Once researchers can put numbers to the behavior of embers and combustibles in parcels, it may become more clear what a particular building needs in terms of spacing and hardening to hold up to a wildfire.
City officials could use the report's timeline for emergency planning as well. By having a detailed description of events such as burnovers in front of them, members of city councils or public works departments in wildfire-prone regions could evaluate their own emergency plans and potentially identify vulnerabilities.
There is currently no standard method of comparing the wildfire hazards of communities. So, although the researchers could draw individual similarities between Paradise and other communities in Northern California, they were unsure how the town compared as a whole. The team aimed to bridge this gap by developing a framework in the form of a document encouraging city officials to record specific information on fuels, population, emergency notifications and other aspects of the community.
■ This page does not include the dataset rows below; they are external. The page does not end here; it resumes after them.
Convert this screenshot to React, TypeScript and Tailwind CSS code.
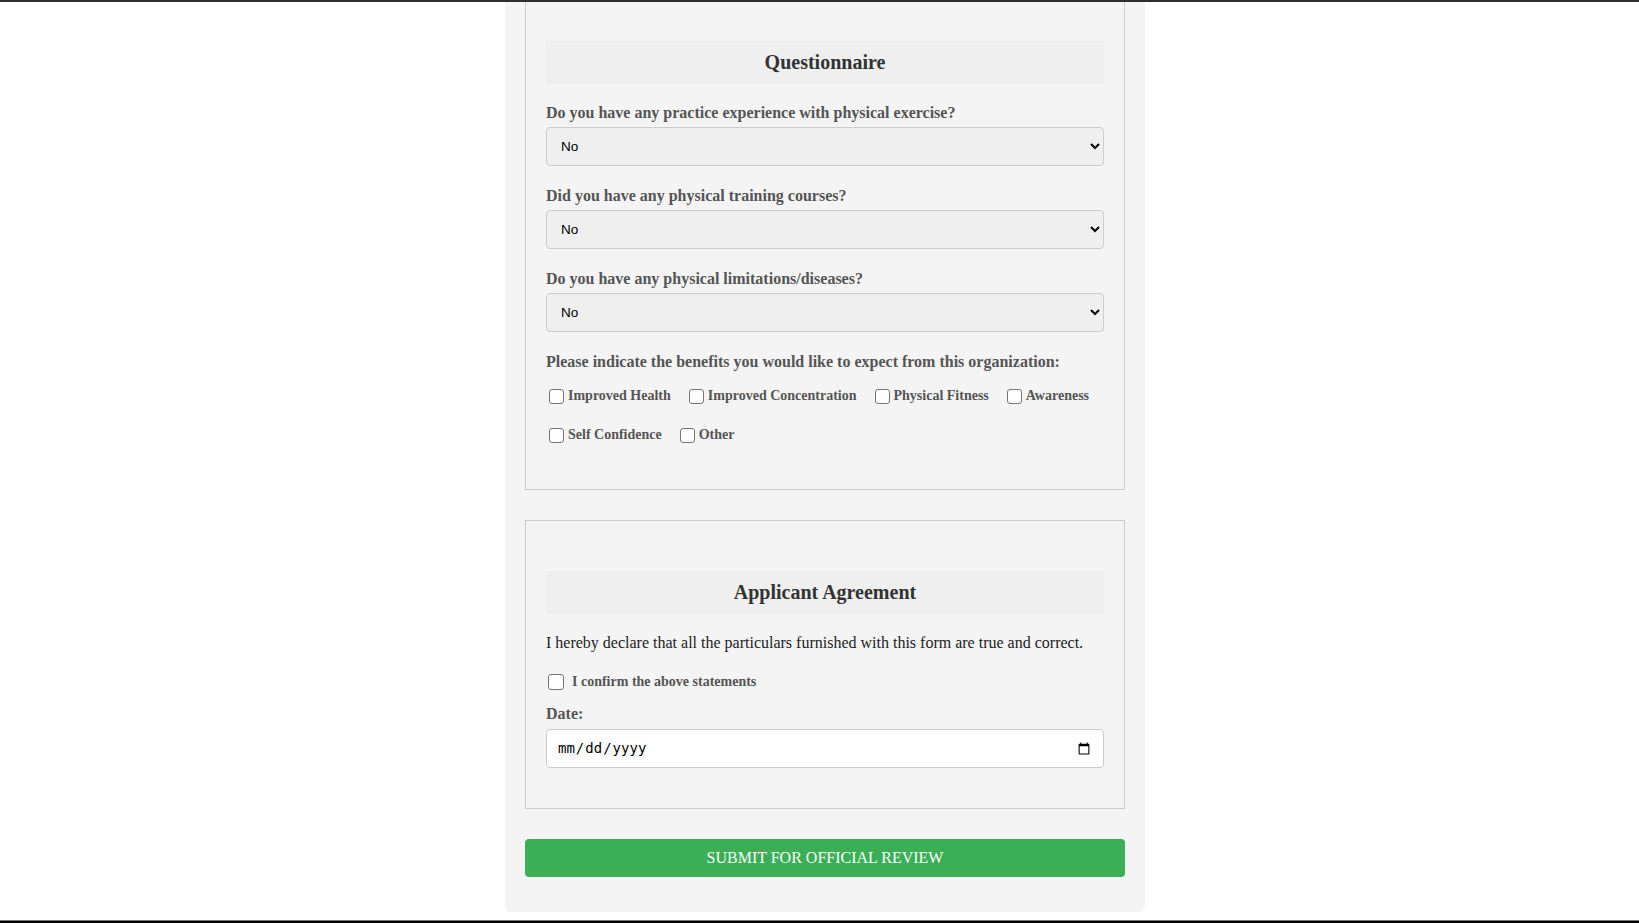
import React from 'react';

const benefits = [
  'Improved Health',
  'Improved Concentration',
  'Physical Fitness',
  'Awareness',
  'Self Confidence',
  'Other',
];

const questions = [
  'Do you have any practice experience with physical exercise?',
  'Did you have any physical training courses?',
  'Do you have any physical limitations/diseases?',
];

function SectionTitle({ children }: { children: React.ReactNode }) {
  return (
    <h2 className="mt-[30px] bg-[#efefef] py-[10px] text-center text-[20px] leading-[23px] font-bold text-[#333]">
      {children}
    </h2>
  );
}

function Check({ label }: { label: string }) {
  return (
    <label className="inline-flex h-5 items-center">
      <input
        type="checkbox"
        className="ml-[3px] mr-[4px] h-[15px] w-[15px] appearance-none rounded-[3px] border border-[#767676] bg-white"
      />
      <span className="text-[14px] leading-5 font-bold text-[#555]">{label}</span>
    </label>
  );
}

export default function App() {
  return (
    <div className="flex h-screen flex-col overflow-hidden bg-white font-['Liberation_Serif',serif]">
      <div className="h-[2px] shrink-0 bg-[#2e2e2e]" />

      <main className="flex flex-1 justify-center overflow-hidden pl-[11px]">
        <div className="-mt-[12px] h-fit w-[640px] rounded-b-[6px] bg-[#f4f4f4] px-5 pb-[35px]">
          {/* Questionnaire */}
          <section className="mb-[30px] border border-[#cccccc] p-5">
            <SectionTitle>Questionnaire</SectionTitle>

            <div className="mt-[20px]">
              {questions.map((q) => (
                <div key={q} className="mb-[21px]">
                  <label className="mb-[5px] block text-[16px] leading-[18px] font-bold text-[#555]">{q}</label>
                  <select className="h-[39px] w-full rounded-[4px] border border-[#cccccc] bg-[#efefef] px-[10px] font-['Liberation_Sans',Arial,sans-serif] text-[13.5px] text-black">
                    <option>No</option>
                    <option>Yes</option>
                  </select>
                </div>
              ))}

              <label className="block text-[16px] leading-[18px] font-bold text-[#555]">
                Please indicate the benefits you would like to expect from this organization:
              </label>
              <div className="mt-[15px] mb-[24px] flex flex-wrap gap-x-[15px] gap-y-[19px]">
                {benefits.map((b) => (
                  <Check key={b} label={b} />
                ))}
              </div>
            </div>
          </section>

          {/* Applicant Agreement */}
          <section className="mb-[30px] border border-[#cccccc] p-5">
            <SectionTitle>Applicant Agreement</SectionTitle>

            <p className="mt-5 text-[16px] leading-[18px] text-[#222]">
              I hereby declare that all the particulars furnished with this form are true and correct.
            </p>

            <label className="mt-5 flex h-5 items-center">
              <input
                type="checkbox"
                className="ml-[2px] mr-2 h-4 w-4 appearance-none rounded-[3px] border border-[#767676] bg-white"
              />
              <span className="text-[14px] leading-5 font-bold text-[#555]">I confirm the above statements</span>
            </label>

            <label className="mt-[13px] mb-[6px] block text-[16px] leading-[18px] font-bold text-[#555]">Date:</label>
            <input
              type="date"
              className="mb-5 h-[39px] w-full rounded-[4px] border border-[#cccccc] bg-white px-[10px] font-['DejaVu_Sans_Mono',monospace] text-[14px] text-black"
            />
          </section>

          <button className="h-[38px] w-full rounded-[4px] bg-[#3dae58] text-[16px] text-[#f4fff6] uppercase">
            Submit for official review
          </button>
        </div>
      </main>

      <div className="h-[3px] shrink-0 border-t border-[#777] bg-black" />
    </div>
  );
}
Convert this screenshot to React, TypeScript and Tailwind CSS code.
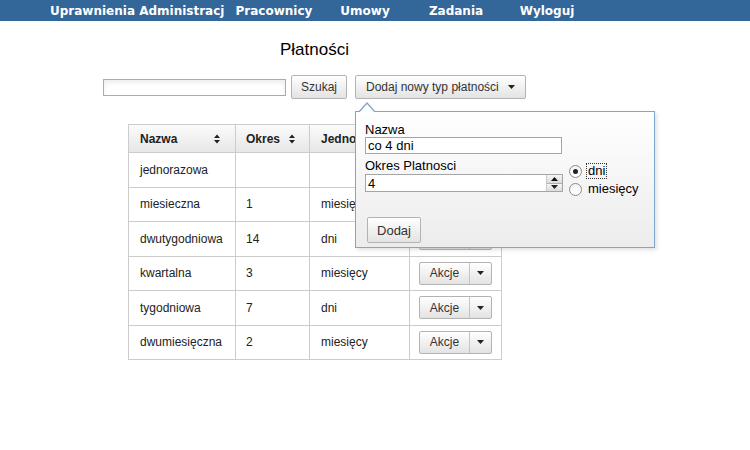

If adopted and employed statewide in California and in other wildfire-prone areas, the framework, which appears in the report, could reveal areas most at risk and worthy of attention and resources, Maranghides said.
In the hands of first responders, the new report could become valuable training material. Using data on how quickly and intensely the fire grew, commanders could build tabletop exercises to practice deploying firefighting resources to counter its spread and save lives.
An event on the scale of the Camp Fire makes it clear that action is needed at all levels to protect communities from wildfires, Hawks said. And that need is perhaps more urgent now than ever.
"Going forward, there's no reason to believe that fire activity and severity is going to lessen anytime soon," Hawks said. "We're never going to get rid of wildfires, natural or human-caused. But we can learn how to live with and work together to mitigate them."
The full report is now available, along with several maps portraying the fire spread. The timeline of fire progression will form the basis for subsequent reports on evacuation and emergency response during the Camp Fire that the NIST team plans to publish in the coming months.